Collectively, these bodies reinforce often false Palestinian claims against Israel and ensure Israel faces a level of scrutiny and hostility no other nation receives. The United Nations is thus granting legitimacy to organizations and activists committed to destroying or harming the Jewish state.

Recommendations

These anti-Israel UN bodies perpetuate a systemic bias against the Jewish state. They support one claimant in a longstanding territorial dispute against the other. They often increase hostility in the Israeli-Palestinian conflict and take actions wholly inappropriate for the world’s peacemaking body. The United Nations should eliminate these bodies. To that end, the United States should:

  • Withhold funding. U.S. law withholds American funding to Palestinian-specific UN bodies by an amount equal to the U.S. portion of the UN budget – some 22 percent.18 Congress should increase this amount to 100 percent as a step toward eliminating these bodies.
  • Launch a campaign for “no” votes. In 2020, a number of countries abstained on annual resolutions empowering the Special Committee to Investigate Israeli Practices, the CEIRPP, and the DPR.19 Support for the special committee’s resolution has waned over the years. The United States should lobby member states to weaken it further.
  • Convince countries to withdraw from the CEIRPP. The United States should encourage allied countries with ties to Israel, including Cyprus, India, Egypt, Jordan, Saudi Arabia, Morocco, and the United Arab Emirates, to withdraw from the CEIRPP. These countries’ continued participation in the CEIRPP runs counter to improving their diplomatic ties with Israel. The United States should include withdrawal from the CEIRPP as part of all normalization agreements and, as applicable, as a prerequisite for receiving bilateral U.S. assistance for implementing the accords.
  • Introduce more stringent criteria for CEIRPP-accredited NGOs. The CEIRPP has accredited some NGOs that lack impartiality because they interface with terrorists or are supportive of boycotts against the Jewish state. As a member of the UN Economic and Social Council’s Committee on NGOs, the United States should demand that the council strengthen safeguards to prevent the inclusion of such groups.

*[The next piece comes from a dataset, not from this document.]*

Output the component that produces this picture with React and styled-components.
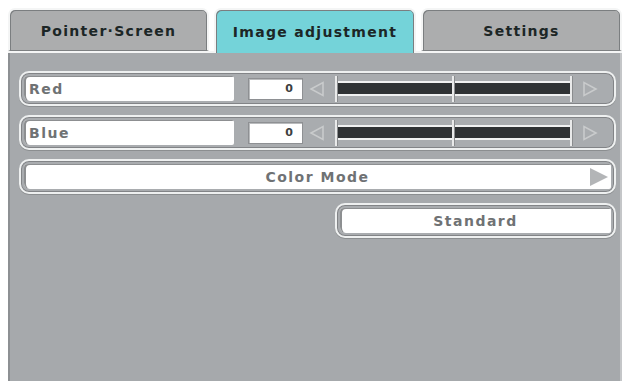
import React from "react";
import styled, { createGlobalStyle } from "styled-components";

const Global = createGlobalStyle`
  html, body { margin: 0; padding: 0; background: #ffffff; }
  body { font-family: "DejaVu Sans", "Liberation Sans", sans-serif; }
  * { box-sizing: border-box; }
`;

const Frame = styled.div`
  width: 614px;
  height: 381px;
  margin-left: 8px;
  padding-top: 6px;
  display: flex;
  flex-direction: column;
`;

const TabBar = styled.div`
  display: grid;
  grid-template-columns: 201px 202px 201px;
  column-gap: 5px;
  height: 47px;
  align-items: end;
  border-bottom: 2px solid #f4f5f5;
`;

const Tab = styled.div`
  height: ${(p) => (p.$active ? "45px" : "43px")};
  margin-bottom: ${(p) => (p.$active ? "-2px" : "0")};
  display: flex;
  align-items: center;
  justify-content: center;
  background: ${(p) => (p.$active ? "#74d3d9" : "#acadae")};
  border: 2px solid #f4f5f5;
  border-bottom: ${(p) => (p.$active ? "none" : "1px solid #7d8082")};
  border-radius: 7px 7px 0 0;
  box-shadow: inset 1px 1px 0 #7b7e80, inset -1px 0 0 #7b7e80;
  font-weight: bold;
  font-size: 14px;
  letter-spacing: 1.3px;
  color: #1c2626;
  padding-top: ${(p) => (p.$active ? "0" : "2px")};
`;

const Panel = styled.div`
  flex: 1;
  background: #a6a9ac;
  border-left: 2px solid #8d9093;
  border-right: 2px solid #c4c6c8;
  padding: 18px 4px 0 9px;
  display: flex;
  flex-direction: column;
  gap: 9px;
`;

const Shell = styled.div`
  height: 35px;
  border: 2px solid #eef0f0;
  border-radius: 10px;
  box-shadow: inset 0 0 0 1px #828487, 0 1px 0 #8b8e90;
  background: #a9acaf;
  padding: 3px;
  display: flex;
  align-items: center;
  align-self: ${(p) => (p.$right ? "flex-end" : "stretch")};
  width: ${(p) => (p.$width ? p.$width : "auto")};
`;

const Field = styled.div`
  height: 100%;
  width: ${(p) => p.$width || "auto"};
  flex: ${(p) => (p.$grow ? "1" : "none")};
  background: #ffffff;
  border-radius: 4px 2px 2px 6px;
  box-shadow: inset 2px 1px 0 #8d8f91;
  display: flex;
  align-items: center;
  justify-content: ${(p) => (p.$center ? "center" : "flex-start")};
  padding-left: ${(p) => (p.$center ? "0" : "5px")};
  position: relative;
  font-weight: bold;
  font-size: 14px;
  letter-spacing: 1.5px;
  color: #6f7274;
`;

const ValueBox = styled.div`
  width: 55px;
  height: 22px;
  margin-left: 14px;
  background: #ffffff;
  border: 1px solid #8e9093;
  box-shadow: inset 1px 1px 0 #b9bbbd;
  display: flex;
  align-items: center;
  justify-content: flex-end;
  padding-right: 9px;
  font-weight: bold;
  font-size: 11px;
  color: #3d3f41;
`;

const ArrowWrap = styled.div`
  width: 20px;
  height: 18px;
  margin: 0 ${(p) => p.$mr || "0"} 0 ${(p) => p.$ml || "0"};
  display: flex;
  align-items: center;
  justify-content: center;
`;

const Track = styled.div`
  width: 237px;
  height: 28px;
  position: relative;
  display: flex;
  align-items: center;
`;

const Bar = styled.div`
  width: 100%;
  height: 15px;
  background: #2f3234;
  border: 2px solid #f0f1f1;
  border-radius: 1px;
`;

const Tick = styled.div`
  position: absolute;
  top: 1px;
  bottom: 1px;
  width: 2px;
  background: #e9eaea;
  box-shadow: 1px 0 0 #8a8c8e;
`;

const RightTri = styled.div`
  position: absolute;
  right: 3px;
  top: 50%;
  transform: translateY(-50%);
  width: 0;
  height: 0;
  border-top: 9px solid transparent;
  border-bottom: 9px solid transparent;
  border-left: 18px solid #b3b5b7;
`;

const Arrow = ({ dir }) => (
  <svg width="16" height="16" viewBox="0 0 16 16">
    {dir === "left" ? (
      <polygon points="14,1.5 14,14.5 2,8" fill="none" stroke="#c9cbcc" strokeWidth="1.6" />
    ) : (
      <polygon points="2,1.5 2,14.5 14,8" fill="none" stroke="#c9cbcc" strokeWidth="1.6" />
    )}
  </svg>
);

const SliderRow = ({ label, value }) => (
  <Shell>
    <Field $width="210px">{label}</Field>
    <ValueBox>{value}</ValueBox>
    <ArrowWrap $ml="4px" $mr="8px">
      <Arrow dir="left" />
    </ArrowWrap>
    <Track>
      <Bar />
      <Tick style={{ left: "0px" }} />
      <Tick style={{ left: "117px" }} />
      <Tick style={{ right: "0px" }} />
    </Track>
    <ArrowWrap $ml="8px">
      <Arrow dir="right" />
    </ArrowWrap>
  </Shell>
);

export default function App() {
  return (
    <>
      <Global />
      <Frame>
        <TabBar>
          <Tab>Pointer·Screen</Tab>
          <Tab $active>Image adjustment</Tab>
          <Tab>Settings</Tab>
        </TabBar>
        <Panel>
          <SliderRow label="Red" value="0" />
          <SliderRow label="Blue" value="0" />
          <Shell>
            <Field $grow $center>
              Color Mode
              <RightTri />
            </Field>
          </Shell>
          <Shell $right $width="281px">
            <Field $grow $center>Standard</Field>
          </Shell>
        </Panel>
      </Frame>
    </>
  );
}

Short of eliminating these bodies, the United Nations should:

  • Eliminate the International Day of Solidarity with the Palestinian People. This day has become a circus of UN-sponsored anti-Israel propaganda and hate-filled calls to eradicate the Jewish state.
  • Reduce anti-Israel resolutions. The mandated reports and resolutions targeting Israel are gratuitous. If only for budgetary reasons, they should be consolidated to reduce redundancy. The Biden administration has said that it will not support “one-sided” resolutions against Israel. Caution ought to be taken that “two-sided” resolutions do not end up being unfairly weighted against Israel.